# GOAL
Quote, without change, all of the lines that follow.

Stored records
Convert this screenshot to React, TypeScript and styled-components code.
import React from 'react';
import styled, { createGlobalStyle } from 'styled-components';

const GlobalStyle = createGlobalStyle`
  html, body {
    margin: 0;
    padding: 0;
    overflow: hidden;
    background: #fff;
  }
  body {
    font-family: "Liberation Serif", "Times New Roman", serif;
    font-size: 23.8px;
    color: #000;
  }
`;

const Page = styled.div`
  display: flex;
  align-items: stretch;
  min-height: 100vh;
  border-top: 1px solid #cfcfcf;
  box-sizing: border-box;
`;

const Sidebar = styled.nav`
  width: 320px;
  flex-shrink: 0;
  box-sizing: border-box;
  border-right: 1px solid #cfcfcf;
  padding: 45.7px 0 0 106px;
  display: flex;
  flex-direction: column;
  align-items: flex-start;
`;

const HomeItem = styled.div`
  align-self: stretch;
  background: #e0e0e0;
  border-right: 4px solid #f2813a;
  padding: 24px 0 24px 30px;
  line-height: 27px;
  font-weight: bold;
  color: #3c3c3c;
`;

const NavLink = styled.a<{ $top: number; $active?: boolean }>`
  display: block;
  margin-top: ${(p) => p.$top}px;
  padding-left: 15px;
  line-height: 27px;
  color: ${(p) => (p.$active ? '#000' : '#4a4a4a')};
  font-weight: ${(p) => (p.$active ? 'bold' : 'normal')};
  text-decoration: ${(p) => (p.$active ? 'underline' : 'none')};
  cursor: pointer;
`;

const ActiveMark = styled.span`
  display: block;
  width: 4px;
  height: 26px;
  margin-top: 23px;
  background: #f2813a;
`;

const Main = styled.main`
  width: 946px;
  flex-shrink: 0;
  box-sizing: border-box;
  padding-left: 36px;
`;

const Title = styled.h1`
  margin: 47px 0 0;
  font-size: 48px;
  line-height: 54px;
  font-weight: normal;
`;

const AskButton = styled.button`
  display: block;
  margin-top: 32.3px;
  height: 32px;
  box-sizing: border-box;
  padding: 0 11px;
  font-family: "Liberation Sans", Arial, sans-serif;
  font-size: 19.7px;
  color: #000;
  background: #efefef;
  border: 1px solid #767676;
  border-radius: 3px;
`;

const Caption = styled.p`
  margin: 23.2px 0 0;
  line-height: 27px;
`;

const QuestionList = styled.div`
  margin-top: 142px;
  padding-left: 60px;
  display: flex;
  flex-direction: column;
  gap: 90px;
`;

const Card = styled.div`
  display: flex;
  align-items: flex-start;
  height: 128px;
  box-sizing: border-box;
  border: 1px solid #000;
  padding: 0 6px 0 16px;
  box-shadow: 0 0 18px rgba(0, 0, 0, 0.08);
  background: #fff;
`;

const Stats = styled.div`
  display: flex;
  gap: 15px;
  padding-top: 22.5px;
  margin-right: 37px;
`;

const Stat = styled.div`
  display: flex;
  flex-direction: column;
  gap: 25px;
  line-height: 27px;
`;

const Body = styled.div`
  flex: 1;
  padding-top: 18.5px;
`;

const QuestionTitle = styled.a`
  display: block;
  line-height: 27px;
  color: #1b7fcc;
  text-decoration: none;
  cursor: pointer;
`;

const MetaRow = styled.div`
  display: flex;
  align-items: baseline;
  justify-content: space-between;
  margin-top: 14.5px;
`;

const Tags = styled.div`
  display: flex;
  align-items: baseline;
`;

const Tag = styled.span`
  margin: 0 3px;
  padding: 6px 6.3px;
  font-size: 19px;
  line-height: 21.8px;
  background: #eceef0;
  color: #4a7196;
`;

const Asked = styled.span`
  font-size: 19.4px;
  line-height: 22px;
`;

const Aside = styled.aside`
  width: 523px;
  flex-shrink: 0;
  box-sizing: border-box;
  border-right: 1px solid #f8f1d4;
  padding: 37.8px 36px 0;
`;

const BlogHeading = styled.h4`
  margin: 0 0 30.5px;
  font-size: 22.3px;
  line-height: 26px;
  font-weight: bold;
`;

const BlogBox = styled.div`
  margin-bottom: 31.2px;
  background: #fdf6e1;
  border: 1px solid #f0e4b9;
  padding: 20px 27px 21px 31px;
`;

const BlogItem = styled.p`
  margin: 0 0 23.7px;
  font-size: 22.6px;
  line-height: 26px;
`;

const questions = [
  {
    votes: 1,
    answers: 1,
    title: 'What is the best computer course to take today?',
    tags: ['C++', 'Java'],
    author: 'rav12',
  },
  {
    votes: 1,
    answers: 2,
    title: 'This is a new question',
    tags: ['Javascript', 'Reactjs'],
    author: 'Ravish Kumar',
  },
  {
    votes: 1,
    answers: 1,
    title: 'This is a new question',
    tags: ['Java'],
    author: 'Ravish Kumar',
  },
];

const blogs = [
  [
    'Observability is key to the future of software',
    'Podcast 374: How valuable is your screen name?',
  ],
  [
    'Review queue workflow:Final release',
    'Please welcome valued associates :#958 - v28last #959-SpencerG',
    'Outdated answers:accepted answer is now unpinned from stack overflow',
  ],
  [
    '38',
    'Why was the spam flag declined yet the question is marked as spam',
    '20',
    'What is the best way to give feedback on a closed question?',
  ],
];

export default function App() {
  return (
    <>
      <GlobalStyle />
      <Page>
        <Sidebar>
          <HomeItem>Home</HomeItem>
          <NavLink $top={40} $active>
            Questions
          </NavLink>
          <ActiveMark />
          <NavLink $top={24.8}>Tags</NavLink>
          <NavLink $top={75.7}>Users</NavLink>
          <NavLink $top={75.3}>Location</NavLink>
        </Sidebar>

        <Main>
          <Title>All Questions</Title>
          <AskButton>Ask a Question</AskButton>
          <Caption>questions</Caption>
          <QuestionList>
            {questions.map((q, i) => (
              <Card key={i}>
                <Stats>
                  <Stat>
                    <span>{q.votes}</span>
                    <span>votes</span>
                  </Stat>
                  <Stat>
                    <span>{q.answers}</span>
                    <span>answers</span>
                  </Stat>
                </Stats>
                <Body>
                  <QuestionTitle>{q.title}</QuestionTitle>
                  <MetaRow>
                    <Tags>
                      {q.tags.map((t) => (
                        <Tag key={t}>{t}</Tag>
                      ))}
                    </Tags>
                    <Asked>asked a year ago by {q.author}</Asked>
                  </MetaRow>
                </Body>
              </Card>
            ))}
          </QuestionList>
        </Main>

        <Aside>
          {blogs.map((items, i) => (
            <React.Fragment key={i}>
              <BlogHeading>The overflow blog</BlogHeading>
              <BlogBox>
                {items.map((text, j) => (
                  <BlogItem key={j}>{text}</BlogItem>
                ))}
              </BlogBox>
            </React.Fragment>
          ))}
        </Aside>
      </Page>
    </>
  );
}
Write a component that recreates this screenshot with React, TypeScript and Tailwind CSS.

# FINAL ANSWER
Convert this screenshot to React, TypeScript and styled-components code.
import React from 'react';
import styled, { createGlobalStyle } from 'styled-components';

const GlobalStyle = createGlobalStyle`
  html, body {
    margin: 0;
    padding: 0;
    overflow: hidden;
    background: #fff;
  }
  body {
    font-family: "Liberation Serif", "Times New Roman", serif;
    font-size: 23.8px;
    color: #000;
  }
`;

const Page = styled.div`
  display: flex;
  align-items: stretch;
  min-height: 100vh;
  border-top: 1px solid #cfcfcf;
  box-sizing: border-box;
`;

const Sidebar = styled.nav`
  width: 320px;
  flex-shrink: 0;
  box-sizing: border-box;
  border-right: 1px solid #cfcfcf;
  padding: 45.7px 0 0 106px;
  display: flex;
  flex-direction: column;
  align-items: flex-start;
`;

const HomeItem = styled.div`
  align-self: stretch;
  background: #e0e0e0;
  border-right: 4px solid #f2813a;
  padding: 24px 0 24px 30px;
  line-height: 27px;
  font-weight: bold;
  color: #3c3c3c;
`;

const NavLink = styled.a<{ $top: number; $active?: boolean }>`
  display: block;
  margin-top: ${(p) => p.$top}px;
  padding-left: 15px;
  line-height: 27px;
  color: ${(p) => (p.$active ? '#000' : '#4a4a4a')};
  font-weight: ${(p) => (p.$active ? 'bold' : 'normal')};
  text-decoration: ${(p) => (p.$active ? 'underline' : 'none')};
  cursor: pointer;
`;

const ActiveMark = styled.span`
  display: block;
  width: 4px;
  height: 26px;
  margin-top: 23px;
  background: #f2813a;
`;

const Main = styled.main`
  width: 946px;
  flex-shrink: 0;
  box-sizing: border-box;
  padding-left: 36px;
`;

const Title = styled.h1`
  margin: 47px 0 0;
  font-size: 48px;
  line-height: 54px;
  font-weight: normal;
`;

const AskButton = styled.button`
  display: block;
  margin-top: 32.3px;
  height: 32px;
  box-sizing: border-box;
  padding: 0 11px;
  font-family: "Liberation Sans", Arial, sans-serif;
  font-size: 19.7px;
  color: #000;
  background: #efefef;
  border: 1px solid #767676;
  border-radius: 3px;
`;

const Caption = styled.p`
  margin: 23.2px 0 0;
  line-height: 27px;
`;

const QuestionList = styled.div`
  margin-top: 142px;
  padding-left: 60px;
  display: flex;
  flex-direction: column;
  gap: 90px;
`;

const Card = styled.div`
  display: flex;
  align-items: flex-start;
  height: 128px;
  box-sizing: border-box;
  border: 1px solid #000;
  padding: 0 6px 0 16px;
  box-shadow: 0 0 18px rgba(0, 0, 0, 0.08);
  background: #fff;
`;

const Stats = styled.div`
  display: flex;
  gap: 15px;
  padding-top: 22.5px;
  margin-right: 37px;
`;

const Stat = styled.div`
  display: flex;
  flex-direction: column;
  gap: 25px;
  line-height: 27px;
`;

const Body = styled.div`
  flex: 1;
  padding-top: 18.5px;
`;

const QuestionTitle = styled.a`
  display: block;
  line-height: 27px;
  color: #1b7fcc;
  text-decoration: none;
  cursor: pointer;
`;

const MetaRow = styled.div`
  display: flex;
  align-items: baseline;
  justify-content: space-between;
  margin-top: 14.5px;
`;

const Tags = styled.div`
  display: flex;
  align-items: baseline;
`;

const Tag = styled.span`
  margin: 0 3px;
  padding: 6px 6.3px;
  font-size: 19px;
  line-height: 21.8px;
  background: #eceef0;
  color: #4a7196;
`;

const Asked = styled.span`
  font-size: 19.4px;
  line-height: 22px;
`;

const Aside = styled.aside`
  width: 523px;
  flex-shrink: 0;
  box-sizing: border-box;
  border-right: 1px solid #f8f1d4;
  padding: 37.8px 36px 0;
`;

const BlogHeading = styled.h4`
  margin: 0 0 30.5px;
  font-size: 22.3px;
  line-height: 26px;
  font-weight: bold;
`;

const BlogBox = styled.div`
  margin-bottom: 31.2px;
  background: #fdf6e1;
  border: 1px solid #f0e4b9;
  padding: 20px 27px 21px 31px;
`;

const BlogItem = styled.p`
  margin: 0 0 23.7px;
  font-size: 22.6px;
  line-height: 26px;
`;

const questions = [
  {
    votes: 1,
    answers: 1,
    title: 'What is the best computer course to take today?',
    tags: ['C++', 'Java'],
    author: 'rav12',
  },
  {
    votes: 1,
    answers: 2,
    title: 'This is a new question',
    tags: ['Javascript', 'Reactjs'],
    author: 'Ravish Kumar',
  },
  {
    votes: 1,
    answers: 1,
    title: 'This is a new question',
    tags: ['Java'],
    author: 'Ravish Kumar',
  },
];

const blogs = [
  [
    'Observability is key to the future of software',
    'Podcast 374: How valuable is your screen name?',
  ],
  [
    'Review queue workflow:Final release',
    'Please welcome valued associates :#958 - v28last #959-SpencerG',
    'Outdated answers:accepted answer is now unpinned from stack overflow',
  ],
  [
    '38',
    'Why was the spam flag declined yet the question is marked as spam',
    '20',
    'What is the best way to give feedback on a closed question?',
  ],
];

export default function App() {
  return (
    <>
      <GlobalStyle />
      <Page>
        <Sidebar>
          <HomeItem>Home</HomeItem>
          <NavLink $top={40} $active>
            Questions
          </NavLink>
          <ActiveMark />
          <NavLink $top={24.8}>Tags</NavLink>
          <NavLink $top={75.7}>Users</NavLink>
          <NavLink $top={75.3}>Location</NavLink>
        </Sidebar>

        <Main>
          <Title>All Questions</Title>
          <AskButton>Ask a Question</AskButton>
          <Caption>questions</Caption>
          <QuestionList>
            {questions.map((q, i) => (
              <Card key={i}>
                <Stats>
                  <Stat>
                    <span>{q.votes}</span>
                    <span>votes</span>
                  </Stat>
                  <Stat>
                    <span>{q.answers}</span>
                    <span>answers</span>
                  </Stat>
                </Stats>
                <Body>
                  <QuestionTitle>{q.title}</QuestionTitle>
                  <MetaRow>
                    <Tags>
                      {q.tags.map((t) => (
                        <Tag key={t}>{t}</Tag>
                      ))}
                    </Tags>
                    <Asked>asked a year ago by {q.author}</Asked>
                  </MetaRow>
                </Body>
              </Card>
            ))}
          </QuestionList>
        </Main>

        <Aside>
          {blogs.map((items, i) => (
            <React.Fragment key={i}>
              <BlogHeading>The overflow blog</BlogHeading>
              <BlogBox>
                {items.map((text, j) => (
                  <BlogItem key={j}>{text}</BlogItem>
                ))}
              </BlogBox>
            </React.Fragment>
          ))}
        </Aside>
      </Page>
    </>
  );
}
Write a component that recreates this screenshot with React, TypeScript and Tailwind CSS.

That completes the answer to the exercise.